* **Your instructions**: Write every line out verbatim and omit the pictures.

* **Collected data**:
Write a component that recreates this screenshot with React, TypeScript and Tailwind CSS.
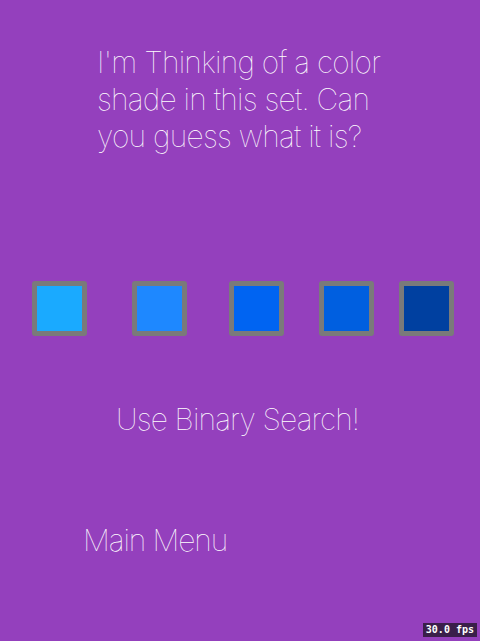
const shades = ["#1aaaff", "#1e88ff", "#0064f2", "#005fe0", "#0040a0"];

export default function App() {
  return (
    <div
      className="relative w-[480px] h-[641px] bg-[#9440bd] text-white overflow-hidden"
      style={{ fontFamily: "Inter, 'Helvetica Neue', sans-serif" }}
    >
      {/* Prompt */}
      <p className="pt-[44px] pl-[97px] text-[30px] leading-[37px] font-thin tracking-[-0.75px]">
        I'm Thinking of a color
        <br />
        shade in this set. Can
        <br />
        you guess what it is?
      </p>

      {/* Shades */}
      <div className="mt-[126px] flex pl-[32px]">
        {shades.map((c, i) => (
          <div
            key={c}
            className={
              "w-[55px] h-[55px] rounded-[3px] border-[5px] border-[#7a7a7a] " +
              (i === 0 ? "" : i === 1 ? "ml-[45px]" : i === 2 ? "ml-[42px]" : i === 3 ? "ml-[35px]" : "ml-[25px]")
            }
            style={{ backgroundColor: c }}
          />
        ))}
      </div>

      <p className="mt-[65px] pl-[116px] text-[30px] leading-[37px] font-thin tracking-[-0.85px]">
        Use Binary Search!
      </p>

      <p className="mt-[84px] pl-[83px] text-[30px] leading-[37px] font-thin tracking-[-1.1px]">
        Main Menu
      </p>

      <span
        className="absolute right-[3px] bottom-[4px] bg-[#3a1f4a] px-[3px] text-[10px] leading-[14px] font-bold"
        style={{ fontFamily: "'DejaVu Sans Mono', monospace" }}
      >
        30.0 fps
      </span>
    </div>
  );
}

* **The response**:
Write a component that recreates this screenshot with React, TypeScript and Tailwind CSS.
const shades = ["#1aaaff", "#1e88ff", "#0064f2", "#005fe0", "#0040a0"];

export default function App() {
  return (
    <div
      className="relative w-[480px] h-[641px] bg-[#9440bd] text-white overflow-hidden"
      style={{ fontFamily: "Inter, 'Helvetica Neue', sans-serif" }}
    >
      {/* Prompt */}
      <p className="pt-[44px] pl-[97px] text-[30px] leading-[37px] font-thin tracking-[-0.75px]">
        I'm Thinking of a color
        <br />
        shade in this set. Can
        <br />
        you guess what it is?
      </p>

      {/* Shades */}
      <div className="mt-[126px] flex pl-[32px]">
        {shades.map((c, i) => (
          <div
            key={c}
            className={
              "w-[55px] h-[55px] rounded-[3px] border-[5px] border-[#7a7a7a] " +
              (i === 0 ? "" : i === 1 ? "ml-[45px]" : i === 2 ? "ml-[42px]" : i === 3 ? "ml-[35px]" : "ml-[25px]")
            }
            style={{ backgroundColor: c }}
          />
        ))}
      </div>

      <p className="mt-[65px] pl-[116px] text-[30px] leading-[37px] font-thin tracking-[-0.85px]">
        Use Binary Search!
      </p>

      <p className="mt-[84px] pl-[83px] text-[30px] leading-[37px] font-thin tracking-[-1.1px]">
        Main Menu
      </p>

      <span
        className="absolute right-[3px] bottom-[4px] bg-[#3a1f4a] px-[3px] text-[10px] leading-[14px] font-bold"
        style={{ fontFamily: "'DejaVu Sans Mono', monospace" }}
      >
        30.0 fps
      </span>
    </div>
  );
}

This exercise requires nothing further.